Does STEM designation change how good the curriculum is?
STEM designation measures regulatory categorization, not seminar quality. A program can carry a STEM-eligible code yet teach dated coursework; conversely, a non-STEM-coded professional degree might include outstanding ML engineering tracks that matter more for domestic recruiting. Applicants should grade academics using syllabi, faculty research agendas, alumni portfolios, and internship pipelines—then separately grade visa-sensitive logistics using official lists and your international office.
How is this different from NCES/IPEDS ‘field of study’ codes?
NCES maintains the Classification of Instructional Programs (CIP) taxonomy so institutions can report completions consistently to IPEDS; College Navigator exposes those summaries for prospective students comparing majors nationally. SEVP STEM eligibility likewise references CIP codes, but only your institution’s designated officials can explain how your admit letter, concentration, and I‑20 fields align with the STEM Designated Degree Program list in force for your start term.

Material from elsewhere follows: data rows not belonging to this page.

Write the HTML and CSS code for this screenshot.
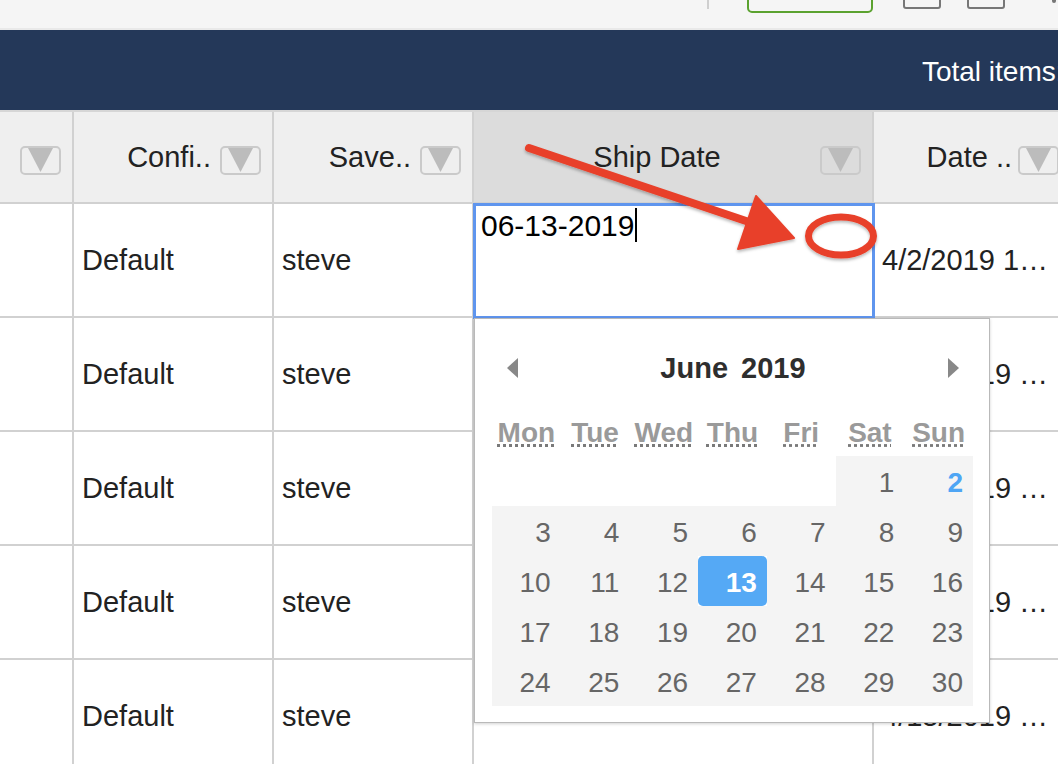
FILE: index.html
```html
<!DOCTYPE html>
<html lang="en">
<head>
<meta charset="utf-8">
<title>Orders grid - ship date editor</title>
<link rel="stylesheet" href="styles.css">
</head>
<body>
<div class="page">
  <div class="toolbar">
    <span class="tb-divider"></span>
    <span class="tb-apply">Ready</span>
    <span class="tb-box"></span>
    <span class="tb-box second"></span>
    <span class="tb-more"></span>
  </div>
  <div class="titlebar"><span class="total">Total items: 120</span></div>

  <div class="grid">
    <div class="row head">
      <div class="cell"><span class="hd-text"></span><span class="flt"><svg width="25" height="24" viewBox="0 0 25 24"><polygon points="0,0 25,0 12.5,24"/></svg></span></div>
      <div class="cell"><span class="hd-text">Confi..</span><span class="flt"><svg width="25" height="24" viewBox="0 0 25 24"><polygon points="0,0 25,0 12.5,24"/></svg></span></div>
      <div class="cell"><span class="hd-text">Save..</span><span class="flt"><svg width="25" height="24" viewBox="0 0 25 24"><polygon points="0,0 25,0 12.5,24"/></svg></span></div>
      <div class="cell ship"><span class="hd-text center">Ship Date</span><span class="flt"><svg width="25" height="24" viewBox="0 0 25 24"><polygon points="0,0 25,0 12.5,24"/></svg></span></div>
      <div class="cell"><span class="hd-text tight">Date ..</span><span class="flt"><svg width="25" height="24" viewBox="0 0 25 24"><polygon points="0,0 25,0 12.5,24"/></svg></span></div>
      <div class="cell"><span class="hd-text">Status</span><span class="flt"><svg width="25" height="24" viewBox="0 0 25 24"><polygon points="0,0 25,0 12.5,24"/></svg></span></div>
    </div>

    <div class="row body">
      <div class="cell"></div>
      <div class="cell">Default</div>
      <div class="cell">steve</div>
      <div class="cell editing">
        <span class="edit-val">06-13-2019</span><span class="caret"></span>
        <div class="cal">
          <div class="cal-head">
            <span class="cal-nav"><svg width="11" height="20" viewBox="0 0 11 20"><polygon points="11,0 11,20 0,10"/></svg></span>
            <span class="cal-title">June 2019</span>
            <span class="cal-nav"><svg width="11" height="20" viewBox="0 0 11 20"><polygon points="0,0 0,20 11,10"/></svg></span>
          </div>
          <div class="cal-dow">
            <abbr title="Monday">Mon</abbr><abbr title="Tuesday">Tue</abbr><abbr title="Wednesday">Wed</abbr><abbr title="Thursday">Thu</abbr><abbr title="Friday">Fri</abbr><abbr title="Saturday">Sat</abbr><abbr title="Sunday">Sun</abbr>
          </div>
          <div class="cal-days">
            <span class="day empty"></span><span class="day empty"></span><span class="day empty"></span><span class="day empty"></span><span class="day empty"></span><span class="day">1</span><span class="day today">2</span>
            <span class="day">3</span><span class="day">4</span><span class="day">5</span><span class="day">6</span><span class="day">7</span><span class="day">8</span><span class="day">9</span>
            <span class="day">10</span><span class="day">11</span><span class="day">12</span><span class="day selected">13</span><span class="day">14</span><span class="day">15</span><span class="day">16</span>
            <span class="day">17</span><span class="day">18</span><span class="day">19</span><span class="day">20</span><span class="day">21</span><span class="day">22</span><span class="day">23</span>
            <span class="day">24</span><span class="day">25</span><span class="day">26</span><span class="day">27</span><span class="day">28</span><span class="day">29</span><span class="day">30</span>
          </div>
        </div>
      </div>
      <div class="cell date">4/2/2019 10:14 AM</div>
      <div class="cell">Open</div>
    </div>

    <div class="row body">
      <div class="cell"></div>
      <div class="cell">Default</div>
      <div class="cell">steve</div>
      <div class="cell"></div>
      <div class="cell date">4/15/2019 9:02 AM</div>
      <div class="cell">Open</div>
    </div>

    <div class="row body">
      <div class="cell"></div>
      <div class="cell">Default</div>
      <div class="cell">steve</div>
      <div class="cell"></div>
      <div class="cell date">4/15/2019 9:40 AM</div>
      <div class="cell">Open</div>
    </div>

    <div class="row body">
      <div class="cell"></div>
      <div class="cell">Default</div>
      <div class="cell">steve</div>
      <div class="cell"></div>
      <div class="cell date">4/15/2019 1:18 PM</div>
      <div class="cell">Open</div>
    </div>

    <div class="row body">
      <div class="cell"></div>
      <div class="cell">Default</div>
      <div class="cell">steve</div>
      <div class="cell"></div>
      <div class="cell date">4/15/2019 3:55 PM</div>
      <div class="cell">Open</div>
    </div>
  </div>
</div>

<svg class="annot" width="1058" height="764" viewBox="0 0 1058 764" aria-hidden="true">
  <defs>
    <filter id="sh" x="-10%" y="-20%" width="120%" height="150%">
      <feDropShadow dx="0" dy="2" stdDeviation="1.5" flood-color="#000" flood-opacity="0.28"/>
    </filter>
  </defs>
  <g filter="url(#sh)">
    <line x1="529" y1="148" x2="752" y2="223" stroke="#e8402a" stroke-width="8" stroke-linecap="round"/>
    <polygon points="756,196 794,238 738,249" fill="#e8402a" stroke="#e8402a" stroke-width="2" stroke-linejoin="round"/>
    <ellipse cx="841" cy="236" rx="32.5" ry="19" fill="none" stroke="#e8402a" stroke-width="7"/>
  </g>
</svg>
</body>
</html>
```

FILE: styles.css
```css
* { box-sizing: border-box; }

html, body {
  margin: 0;
  padding: 0;
}

body {
  width: 1058px;
  height: 764px;
  overflow: hidden;
  position: relative;
  background: #fff;
  color: #222;
  font-family: "Liberation Sans", Arial, Helvetica, sans-serif;
}

.page {
  width: 1142px;
}

/* top toolbar (scrolled, only the bottom edge visible) */
.toolbar {
  height: 30px;
  background: #f5f5f5;
  border-bottom: 2px solid #e9e9e9;
  display: flex;
  align-items: flex-start;
  overflow: hidden;
  padding-right: 70px;
}

.tb-divider {
  margin-left: auto;
  width: 2px;
  height: 9px;
  background: #cfcfcf;
}

.tb-apply {
  margin-left: 38px;
  width: 126px;
  height: 44px;
  margin-top: -31px;
  border: 2px solid #5ba22f;
  border-radius: 5px;
  color: #5ba22f;
  font-size: 28px;
  line-height: 28px;
  text-align: center;
  overflow: hidden;
}

.tb-box {
  margin-left: 30px;
  width: 38px;
  height: 30px;
  margin-top: -21px;
  border: 2px solid #777;
  border-radius: 3px;
}

.tb-box.second { margin-left: 26px; }

.tb-more {
  margin-left: 47px;
  width: 4px;
  height: 3px;
  background: #777;
  border-radius: 0 0 2px 2px;
  margin-right: 16px;
}

/* navy title bar */
.titlebar {
  height: 80px;
  background: #243859;
  color: #fff;
  display: flex;
  justify-content: flex-end;
  align-items: center;
  padding: 3px 24px 0 0;
  font-size: 28px;
  white-space: nowrap;
}

/* grid */
.row {
  display: grid;
  grid-template-columns: 74px 200px 200px 400px 198px 200px;
}

.cell {
  border-right: 2px solid #d1d1d1;
  border-bottom: 2px solid #d1d1d1;
}

.head {
  border-top: 2px solid #d6d6d6;
  background: #efefef;
}

.head .cell {
  height: 92px;
  display: flex;
  align-items: center;
  padding-right: 11px;
}

.head .cell.ship { background: #dcdcdc; }

.hd-text {
  flex: 1;
  min-width: 0;
  font-size: 29px;
  color: #222;
  white-space: nowrap;
  overflow: hidden;
  text-align: right;
  padding-right: 9px;
}

.hd-text.center {
  text-align: center;
  padding-left: 20px;
  padding-right: 0;
}

.hd-text.tight { padding-right: 6px; }

.flt {
  flex: none;
  width: 41px;
  height: 29px;
  margin-top: 6px;
  border: 2px solid #cacaca;
  border-radius: 5px;
  display: flex;
  justify-content: center;
  align-items: flex-start;
}

.flt svg { display: block; fill: #bcbcbc; }

.body .cell {
  height: 114px;
  line-height: 112px;
  padding: 0 8px;
  font-size: 29px;
  color: #222;
  background: #fff;
  white-space: nowrap;
  overflow: hidden;
  text-overflow: ellipsis;
}

.body .cell.date { padding-right: 17px; }

/* in-place editor */
.body .cell.editing {
  position: relative;
  overflow: visible;
  line-height: normal;
  padding: 4px 0 0 7px;
  outline: 3px solid #5f95ee;
  outline-offset: -2px;
}

.edit-val {
  font-size: 30px;
  color: #000;
}

.caret {
  display: inline-block;
  width: 2px;
  height: 34px;
  background: #000;
  vertical-align: -6px;
  margin-left: 1px;
}

/* date picker dropdown */
.cal {
  position: absolute;
  top: calc(100% + 2px);
  left: 0;
  z-index: 10;
  width: 516px;
  height: 405px;
  padding: 17px 16px 16px 17px;
  background: #fff;
  border: 1px solid #b9b9b9;
  box-shadow: 0 1px 3px rgba(0, 0, 0, 0.18);
  line-height: normal;
  white-space: normal;
}

.cal-head {
  height: 64px;
  display: flex;
  align-items: center;
  justify-content: space-between;
  padding: 0 14px 0 15px;
}

.cal-nav svg { display: block; fill: #888; }

.cal-title {
  font-size: 29px;
  font-weight: bold;
  color: #2e2e2e;
  word-spacing: 5px;
  line-height: 64px;
}

.cal-dow {
  height: 56px;
  display: grid;
  grid-template-columns: repeat(7, 1fr);
  padding-top: 10px;
  line-height: 46px;
  font-size: 28px;
  font-weight: bold;
  color: #9a9a9a;
  text-align: center;
}

.cal-dow abbr {
  text-decoration: underline dotted #7a7a7a;
  text-underline-offset: 2px;
}

.cal-days {
  display: grid;
  grid-template-columns: repeat(7, 1fr);
  grid-auto-rows: 50px;
}

.day {
  background: #f4f4f4;
  text-align: right;
  padding-right: 10px;
  font-size: 28px;
  line-height: 54px;
  color: #666;
}

.day.empty { background: transparent; }

.day.today {
  color: #4ea5f4;
  font-weight: bold;
}

.day.selected {
  background: #55a9f5;
  color: #fff;
  font-weight: bold;
  border-radius: 5px;
}

/* red annotation drawn over the screenshot */
.annot {
  position: absolute;
  top: 0;
  left: 0;
  z-index: 20;
  pointer-events: none;
}
```
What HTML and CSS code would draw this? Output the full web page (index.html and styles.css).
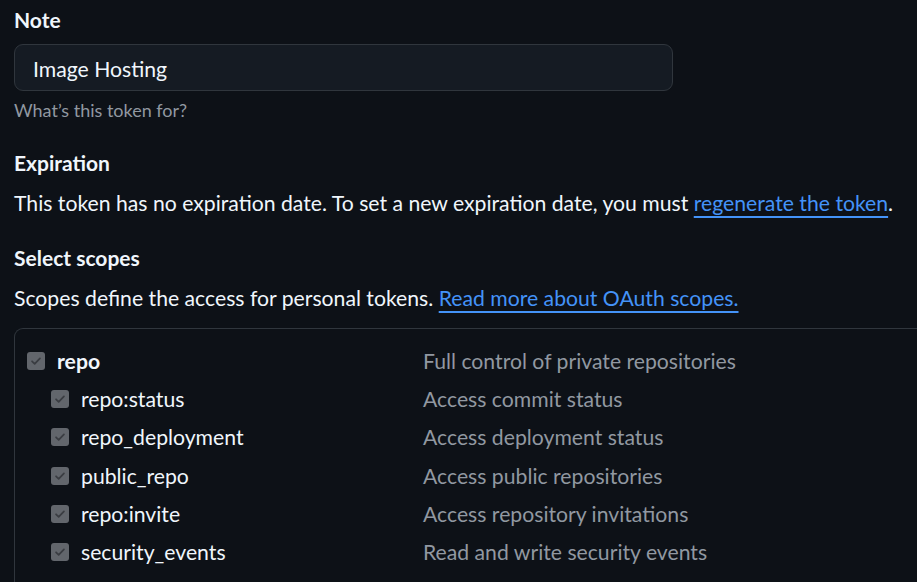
FILE: index.html
```html
<!DOCTYPE html>
<html lang="en">
<head>
<meta charset="utf-8">
<title>Personal access token</title>
<link rel="stylesheet" href="styles.css">
</head>
<body>
<div class="page">
  <label class="heading note-label" for="note">Note</label>
  <div class="input">Image Hosting</div>
  <p class="hint">What’s this token for?</p>

  <h3 class="heading section">Expiration</h3>
  <p class="text">This token has no expiration date. To set a new expiration date, you must <a href="#" class="link">regenerate the token</a>.</p>

  <h3 class="heading section">Select scopes</h3>
  <p class="text">Scopes define the access for personal tokens. <a href="#" class="link">Read more about OAuth scopes.</a></p>

  <div class="scopes">
    <div class="group">
      <div class="row">
        <div class="name"><span class="check"><svg viewBox="0 0 16 16" width="14" height="14"><path d="M3.5 8.3l3 3 6-6.3" fill="none" stroke="currentColor" stroke-width="2" stroke-linecap="round" stroke-linejoin="round"/></svg></span><strong>repo</strong></div>
        <div class="desc">Full control of private repositories</div>
      </div>
      <div class="row sub">
        <div class="name"><span class="check"><svg viewBox="0 0 16 16" width="14" height="14"><path d="M3.5 8.3l3 3 6-6.3" fill="none" stroke="currentColor" stroke-width="2" stroke-linecap="round" stroke-linejoin="round"/></svg></span>repo:status</div>
        <div class="desc">Access commit status</div>
      </div>
      <div class="row sub">
        <div class="name"><span class="check"><svg viewBox="0 0 16 16" width="14" height="14"><path d="M3.5 8.3l3 3 6-6.3" fill="none" stroke="currentColor" stroke-width="2" stroke-linecap="round" stroke-linejoin="round"/></svg></span>repo_deployment</div>
        <div class="desc">Access deployment status</div>
      </div>
      <div class="row sub">
        <div class="name"><span class="check"><svg viewBox="0 0 16 16" width="14" height="14"><path d="M3.5 8.3l3 3 6-6.3" fill="none" stroke="currentColor" stroke-width="2" stroke-linecap="round" stroke-linejoin="round"/></svg></span>public_repo</div>
        <div class="desc">Access public repositories</div>
      </div>
      <div class="row sub">
        <div class="name"><span class="check"><svg viewBox="0 0 16 16" width="14" height="14"><path d="M3.5 8.3l3 3 6-6.3" fill="none" stroke="currentColor" stroke-width="2" stroke-linecap="round" stroke-linejoin="round"/></svg></span>repo:invite</div>
        <div class="desc">Access repository invitations</div>
      </div>
      <div class="row sub">
        <div class="name"><span class="check"><svg viewBox="0 0 16 16" width="14" height="14"><path d="M3.5 8.3l3 3 6-6.3" fill="none" stroke="currentColor" stroke-width="2" stroke-linecap="round" stroke-linejoin="round"/></svg></span>security_events</div>
        <div class="desc">Read and write security events</div>
      </div>
    </div>
  </div>
</div>
</body>
</html>
```

FILE: styles.css
```css
html, body {
  margin: 0;
  padding: 0;
  background: #0d1117;
  overflow: hidden;
}

body {
  font-family: "Lato", "Open Sans", "Liberation Sans", sans-serif;
  font-size: 21.2px;
  color: #f0f6fc;
}

.page {
  padding: 5px 0 0 14px;
  width: 940px;
}

.heading {
  display: block;
  margin: 0;
  font-size: 21px;
  font-weight: 700;
  line-height: 30px;
}

.input {
  margin-top: 9px;
  width: 659px;
  height: 47px;
  box-sizing: border-box;
  border: 1px solid #30363d;
  border-radius: 9px;
  background: #151b23;
  padding: 2px 18px 0;
  display: flex;
  align-items: center;
  font-size: 21.2px;
}

.hint {
  margin: 6px 0 0;
  line-height: 27px;
  font-size: 18px;
  color: #9198a1;
}

.section {
  margin-top: 24px;
}

.text {
  margin: 10px 0 0;
  line-height: 30px;
}

.text + .section {
  margin-top: 25px;
}

.link {
  color: #4493f8;
  text-decoration: underline;
  text-decoration-thickness: 2px;
  text-underline-offset: 5px;
}

.scopes {
  margin-top: 15px;
  border: 1px solid #30363d;
  border-radius: 9px 0 0 0;
  border-right: none;
  border-bottom: none;
}

.group {
  padding: 13px 0 11px;
  border-bottom: 1px solid #30363d;
}

.row {
  display: grid;
  grid-template-columns: 408px 1fr;
  align-items: center;
  height: 38.2px;
}

.name {
  display: flex;
  align-items: center;
  gap: 12px;
  padding-left: 12px;
}

.sub .name {
  padding-left: 36px;
}

.name strong {
  font-weight: 700;
}

.check {
  width: 18px;
  height: 18px;
  border-radius: 3px;
  background: #62666c;
  color: #3a3d42;
  display: flex;
  align-items: center;
  justify-content: center;
  flex: none;
}

.desc {
  color: #9198a1;
}
```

Never assume IPEDS dashboards alone substitute for DSO-reviewed documents.
What paperwork should I screenshot before orientation?
Keep dated copies of your admitted program name, concentration or track statement, tuition deposit acknowledgement, official STEM designation letter (if offered), and the Form I‑20 once issued. Store emails where admissions confirms modality (online versus hybrid versus residential) because staffing divisions sometimes split SEVP reporting across campuses. If anything differs between the marketing landing page and the registrar narrative, resolve it in writing before you book flights or quit a job.